DMart's parent company, Avenue Supermarts, reported a steady set of numbers, largely in line with what the street was expecting.
By the numbers:
Net profit: up 11.3% YoY at ₹860.6 cr vs ₹773 cr
Revenue: up 14.9% YoY at ₹18,794 cr vs ₹16,359 cr
EBITDA: up 15.4% YoY at ₹1,499 cr vs ₹1,299 cr
Margin: at 7.97% vs 7.94% (YoY)
What’s going on: even though sales kept growing, profits didn't get much of a boost. That's because expenses are rising too. Higher employee costs, finance costs and other operating expenses continued to eat into profitability.
D-mart stores that have been open for more than two years grew just 5.5% this quarter, down from 7.1% a year ago. That's important because older stores usually generate the bulk of DMart's profits.
The slowdown is even more visible in big cities. According to the company, mature stores in large metro markets, which earn much higher revenue per square foot, saw almost no growth during the quarter. On the other hand, stores in smaller cities continued to perform well.
The online strategy: the company has shut DMart Ready in seven cities and is now focusing only on larger towns, reducing its presence to 11 cities.

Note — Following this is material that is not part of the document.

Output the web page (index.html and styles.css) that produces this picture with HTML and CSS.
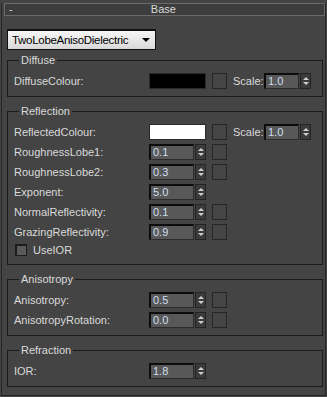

Shopping habits in India's metros are changing rapidly. More people are choosing Blinkit, Zepto and Swiggy Instamart for groceries and daily essentials instead of making a trip to the supermarket.
DMart still wins on low prices. But when groceries arrive at your doorstep in 10 minutes, convenience often beats discounts. That shift is beginning to show up in its numbers.
Despite the challenges, DMart continues to expand. The retailer opened three new stores during the quarter, taking its total store count to 503 across India.